I was working at a financial firm in  New York City with a bunch of very smart people, and I had a brilliant boss  that I much admired. I went to my boss and told him I wanted to start a  company selling books on the Internet. He took me on a long walk in Central  Park, listened carefully to me, and finally said, "That sounds like a  really good idea, but it would be an even better idea for someone who didn't  already have a good job." That logic made some sense to me, and he  convinced me to think about it for 48 hours before making a final decision.  Seen in that light, it really was a difficult choice, but ultimately, I  decided I had to give it a shot. I didn't think I'd regret trying and  failing. And I suspected I would always be haunted by a decision to not try  at all. After much consideration, I took the less safe path to follow my  passion, and I'm proud of that choice. 

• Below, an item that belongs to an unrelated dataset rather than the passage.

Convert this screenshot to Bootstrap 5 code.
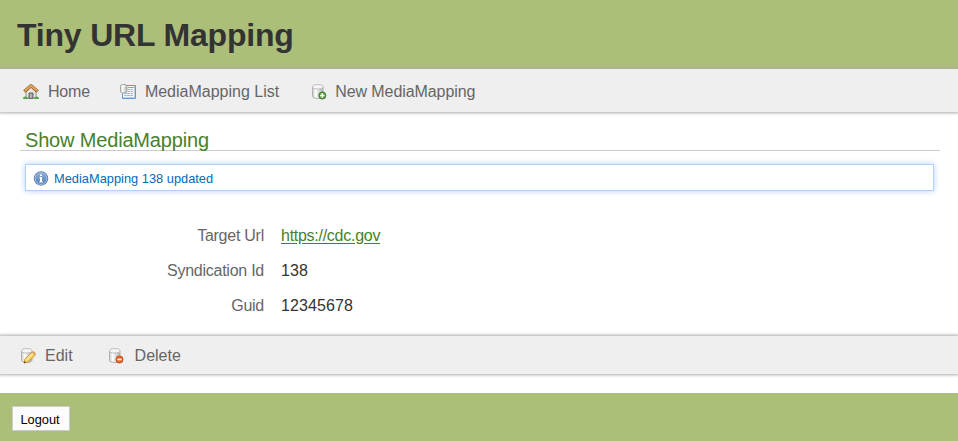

Tomorrow, in a very real sense, your  life -- the life you author from scratch on your own -- begins. 

How will you use your gifts? What  choices will you make? 

Will inertia be your guide, or will  you follow your passions? 

Will you follow dogma, or will you be  original? 

Will you choose a life of ease, or a  life of service and adventure? 

Will you wilt under criticism, or will  you follow your convictions? 

Will you bluff it out when you're  wrong, or will you apologize? 

Will you guard your heart against  rejection, or will you act when you fall in love? 

Will you play it safe, or will you be  a little bit swashbuckling? 

When it's tough, will you give up, or  will you be relentless? 

Will you be a cynic, or will you be a  builder? 

Will you be clever at the expense of  others, or will you be kind? 

I will hazard a  prediction. When you are 80 years old, and in a quiet moment of reflection  narrating for only yourself the most personal version of your life story, the  telling that will be most compact and meaningful will be the series of  choices you have made. In the end, we are our choices. Build yourself a great  story. Thank you and good luck!